Заложники Кремля (Тархова) - страница 113

Как пишет доктор исторических наук Борис Илизаров, изучивший медицинскую карту Сталина от первой до последней записи, приступы неврастении отчасти объясняют патологическую подозрительность вождя. Большую часть своей кремлевской жизни он боялся быть отравленным. Если в первые годы Сталину-генсеку приносили еду из столовой Совнаркома, как и всему руководству партии и правительства, то в конце 20-х годов он потребовал, чтобы пищу ему лично готовили дома. Тогда же появилась еще одна странность: он перестал покупать лекарства в кремлевской аптеке на свое имя.

В 1934—36 годах одним из лечащих врачей Сталина был терапевт М. Г. Шнейдерович. Он вспоминал потом, как Сталин спросил его: «Доктор, скажите, только говорите правду: у вас временами появляется желание меня отравить?» Врач растерянно молчал. Тогда Сталин со вздохом продолжил: «Вы, доктор, человек робкий, слабый, никогда этого не сделаете, но у меня есть враги, способные это сделать».

Как пишет Илизаров, после самоубийства жены вождь так основательно «законспирировался» в Кремле и на своих дачах, окружил себя столь плотным кольцом охраны, что заподозрить в подготовке покушения мог только своих соратников, врачей и телохранителей.

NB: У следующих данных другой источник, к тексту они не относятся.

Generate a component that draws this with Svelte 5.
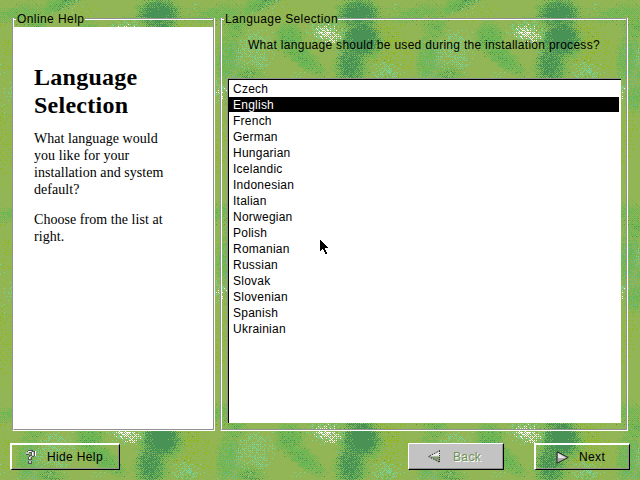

Что и делал — подозревал — постоянно. Процесс по делу Бухарина стал предисловием к будущему делу врачей. По его итогам среди прочих были расстреляны несколько профессоров-медиков. Не исключено, считает доктор исторических наук, что наш крупнейший психиатр, академик Бехтерев, был отравлен по приказу Сталина — еще в 1927-м году он поставили Кобе диагноз «паранойя». Умер Бехтерев внезапно, в том же 1927-году. Не знал старый профессор, что диагноз такому человеку может обернуться смертным приговором.

Война стала источником новых потрясений и вызвала рецидивы старых болезней. Вот как описывает, например, одну из поездок Сталина на фронт в 1942 году его ближайший в то время соратник Анастас Микоян: «Однажды, когда немцы уже отступили от Москвы, он поехал по Минскому шоссе, поскольку оно использовалось нашими войсками и мин там уже не было. Однако не доехал до фронта, может быть, пятидесяти или семидесяти километров. В условленном месте его встречали генералы. Конечно, отсоветовали ехать дальше — поняли по его вопросу, какой ответ он хотел услышать. Такой трус оказался, что опозорился на глазах у генералов, офицеров и солдат охраны. Захотел по большой нужде и спросил, не может ли быть заминирована местность в кустах. Конечно, никто не захотел давать такой гарантии. Тогда Верховный Главнокомандующий на глазах у всех спустил брюки и сделал свое дело прямо на асфальте. На этом „знакомство с фронтом“ было завершено, и он уехал обратно в Москву».